As you can see, now you have "Snappy native library is available", but still not loaded.
If you want it to be, you need to copy your hadoop native libs too!
You will found the so file under hadoop-1.0.3/lib/native/Linux-ARCH/libhadoop.so.

If you don't have the native files there, look into you hbase-0.94.x\lib folder to validate which Hadoop version you are running, then go to https://archive.apache.org/dist/hadoop/core/ to download the related .tar.gz file. Extract it and you will find your natives files.

Again, ajudst ARCH for your architecture, and 1.0.3 for your hadoop version.

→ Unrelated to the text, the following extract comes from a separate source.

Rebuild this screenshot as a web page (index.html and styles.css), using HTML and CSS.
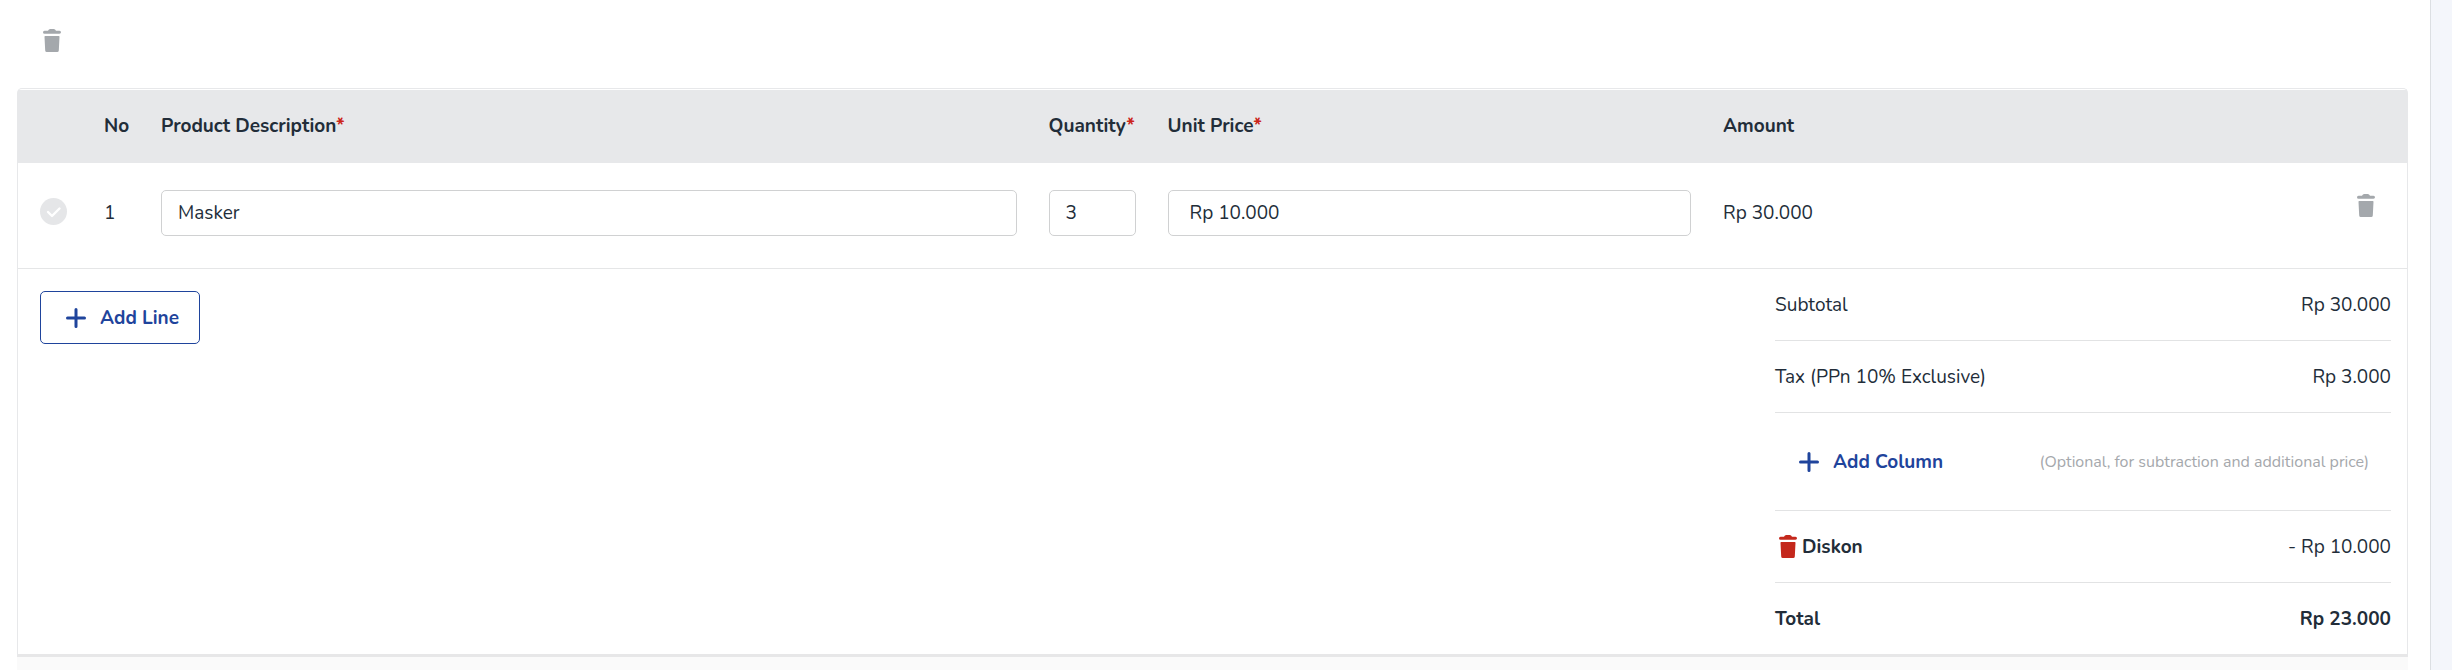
FILE: index.html
```
<!DOCTYPE html>
<html lang="en">
<head>
<meta charset="utf-8">
<meta name="viewport" content="width=device-width, initial-scale=1">
<title>Product lines</title>
<link rel="stylesheet" href="styles.css">
</head>
<body>
<svg class="sprite" aria-hidden="true">
  <symbol id="trash" viewBox="0 0 18 23">
    <path d="M1.500 1.700H5Q5.800 0 7.200 0h3.600Q12.200 0 13 1.700h3.500Q18 1.900 18 3.300T16.500 4.800h-15Q0 4.800 0 3.300T1.500 1.700Z"/>
    <path d="M2.200 7h13.600q.8 0 .7.800l-.7 13.700Q15.700 23 14.200 23H3.800Q2.300 23 2.200 21.500L1.500 7.800Q1.400 7 2.200 7Z"/>
  </symbol>
  <symbol id="plus" viewBox="0 0 20 20">
    <path d="M10 1.500v17M1.500 10h17" fill="none" stroke="currentColor" stroke-width="3" stroke-linecap="round"/>
  </symbol>
</svg>
<div class="page">
  <main class="content">
    <div class="toolbar">
      <button class="icon-button" type="button" aria-label="Delete selected"><svg class="trash"><use href="#trash"/></svg></button>
    </div>
    <form class="card">
      <table class="lines">
        <colgroup>
          <col class="col-check"><col class="col-no"><col class="col-desc"><col class="col-qty"><col class="col-price"><col><col class="col-action">
        </colgroup>
        <thead>
          <tr>
            <td></td>
            <th scope="col">No</th>
            <th scope="col"><label for="desc">Product Description<span class="required">*</span></label></th>
            <th scope="col"><label for="qty">Quantity<span class="required">*</span></label></th>
            <th scope="col"><label for="price">Unit Price<span class="required">*</span></label></th>
            <th scope="col">Amount</th>
            <td></td>
          </tr>
        </thead>
        <tbody>
          <tr>
            <td class="check-cell"><input class="check" type="checkbox" aria-label="Select line 1"></td>
            <td>1</td>
            <td><input class="field" id="desc" type="text" value="Masker"></td>
            <td><input class="field" id="qty" type="text" value="3"></td>
            <td><input class="field field-price" id="price" type="text" value="Rp 10.000"></td>
            <td>Rp 30.000</td>
            <td class="action-cell"><button class="icon-button" type="button" aria-label="Delete line 1"><svg class="trash"><use href="#trash"/></svg></button></td>
          </tr>
        </tbody>
      </table>
      <div class="footer">
        <button class="add add-line" type="button"><svg class="plus"><use href="#plus"/></svg>Add Line</button>
        <div class="summary">
          <div class="row"><span>Subtotal</span><span>Rp 30.000</span></div>
          <div class="row"><span>Tax (PPn 10% Exclusive)</span><span>Rp 3.000</span></div>
          <div class="row row-add">
            <button class="add" type="button"><svg class="plus"><use href="#plus"/></svg>Add Column</button>
            <span class="hint">(Optional, for subtraction and additional price)</span>
          </div>
          <div class="row">
            <span class="discount"><button class="icon-button danger" type="button" aria-label="Delete Diskon"><svg class="trash"><use href="#trash"/></svg></button><strong>Diskon</strong></span>
            <span>- Rp 10.000</span>
          </div>
          <div class="row"><strong>Total</strong><strong>Rp 23.000</strong></div>
        </div>
      </div>
    </form>
    <div class="below"></div>
  </main>
  <div class="gutter"></div>
</div>
</body>
</html>
```
FILE: styles.css
```
* { box-sizing: border-box; }

body {
  margin: 0;
  background: #fff;
  color: #222d39;
  font: 19px/24px Nunito, Lato, sans-serif;
}

.sprite { position: absolute; width: 0; height: 0; }

.page {
  display: grid;
  grid-template-columns: 1fr 22px;
  min-height: 100vh;
}

.gutter {
  background: #f4f6fb;
  border-left: 1px solid #dcdfe3;
}

.content {
  display: flex;
  flex-direction: column;
  padding: 0 22px 0 17px;
}

.toolbar { padding: 29px 26px 36px; }

.icon-button {
  display: block;
  padding: 0;
  border: 0;
  background: none;
  color: #a4a8ac;
}

.danger { color: #c4281c; }

.trash { display: block; width: 18px; height: 23px; fill: currentColor; }
.plus { width: 20px; height: 20px; }

.card {
  border: 1px solid #e7e8ea;
  border-bottom: 3px solid #e7e7e8;
  border-radius: 5px 5px 0 0;
  padding-top: 1px;
}

.below {
  flex: 1;
  min-height: 13px;
  background: #fafafa;
}

.lines {
  width: 100%;
  table-layout: fixed;
  border-collapse: collapse;
}

.col-check { width: 70px; }
.col-no { width: 57px; }
.col-desc { width: 37.15%; }
.col-qty { width: 119px; }
.col-price { width: 23.25%; }
.col-action { width: 82px; }

th, td { padding: 0 16px; text-align: left; }

thead tr { height: 73px; background: #e7e8ea; }
th { padding-bottom: 2px; font-weight: 700; }
.required { color: #cc2519; }

tbody tr { border-bottom: 1px solid #e5e6e7; }
tbody td { padding-top: 27px; padding-bottom: 32px; }
tbody .check-cell { padding: 0 22px 8px; }
tbody .action-cell { padding: 31px 32px; vertical-align: top; }

.check {
  appearance: none;
  display: block;
  width: 27px;
  height: 27px;
  margin: 0;
  border-radius: 50%;
  background: #e5e6e8 url("data:image/svg+xml,%3Csvg xmlns='http://www.w3.org/2000/svg' viewBox='0 0 27 27'%3E%3Cpath d='M8 14l4 4 7.500-7.500' fill='none' stroke='white' stroke-width='2.400' stroke-linecap='round' stroke-linejoin='round'/%3E%3C/svg%3E");
}

.field {
  display: block;
  width: 100%;
  height: 46px;
  padding: 0 16px;
  border: 1px solid #d0d1d2;
  border-radius: 5px;
  background: #fff;
  color: inherit;
  font: inherit;
}

.field-price { padding: 0 21px; }

.footer {
  display: flex;
  align-items: flex-start;
  justify-content: space-between;
  padding: 0 16px 0 22px;
}

.add {
  display: flex;
  align-items: center;
  gap: 14px;
  padding: 0 24px;
  border: 0;
  background: none;
  color: #1f449c;
  font: inherit;
  font-weight: 700;
}

.add-line {
  height: 53px;
  margin-top: 22px;
  padding: 0 20px 0 25px;
  border: 1px solid #1f449c;
  border-radius: 5px;
}

.summary { width: 26.2%; }

.row {
  display: flex;
  align-items: center;
  justify-content: space-between;
  height: 72px;
  border-bottom: 1px solid #e2e3e4;
}

.row:last-child { height: 71px; border-bottom: 0; }
.row-add { height: 98px; padding-right: 22px; }

.hint { color: #a5a8ac; font-size: 16px; }
.discount { display: flex; align-items: center; gap: 5px; padding-left: 4px; }
```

Running the test again is now giving this result:
12/12/03 10:37:48 INFO util.ChecksumType: org.apache.hadoop.util.PureJavaCrc32 not available.
12/12/03 10:37:48 INFO util.ChecksumType: Checksum can use java.util.zip.CRC32
12/12/03 10:37:48 INFO util.ChecksumType: org.apache.hadoop.util.PureJavaCrc32C not available.
12/12/03 10:37:48 DEBUG util.FSUtils: Creating file:file:/tmp/test.txtwith permission:rwxrwxrwx
12/12/03 10:37:48 INFO util.NativeCodeLoader: Loaded the native-hadoop library
12/12/03 10:37:48 WARN metrics.SchemaConfigured: Could not determine table and column family of the HFile path file:/tmp/test.txt. Expecting at least 5 path components.
12/12/03 10:37:48 WARN snappy.LoadSnappy: Snappy native library is available
12/12/03 10:37:48 INFO snappy.LoadSnappy: Snappy native library loaded
12/12/03 10:37:48 INFO compress.CodecPool: Got brand-new compressor
12/12/03 10:37:48 DEBUG hfile.HFileWriterV2: Initialized with CacheConfig:disabled
12/12/03 10:37:49 WARN metrics.SchemaConfigured: Could not determine table and column family of the HFile path file:/tmp/test.txt. Expecting at least 5 path components.
12/12/03 10:37:49 INFO compress.CodecPool: Got brand-new decompressor
SUCCESS


It's working!

As you can see, there is no need (which this version?) to download and build hadoop-snappy.

Now you need to replicate that on all your regionservers and I will recommand you to configure your servers to check the snappy availability at the startup time.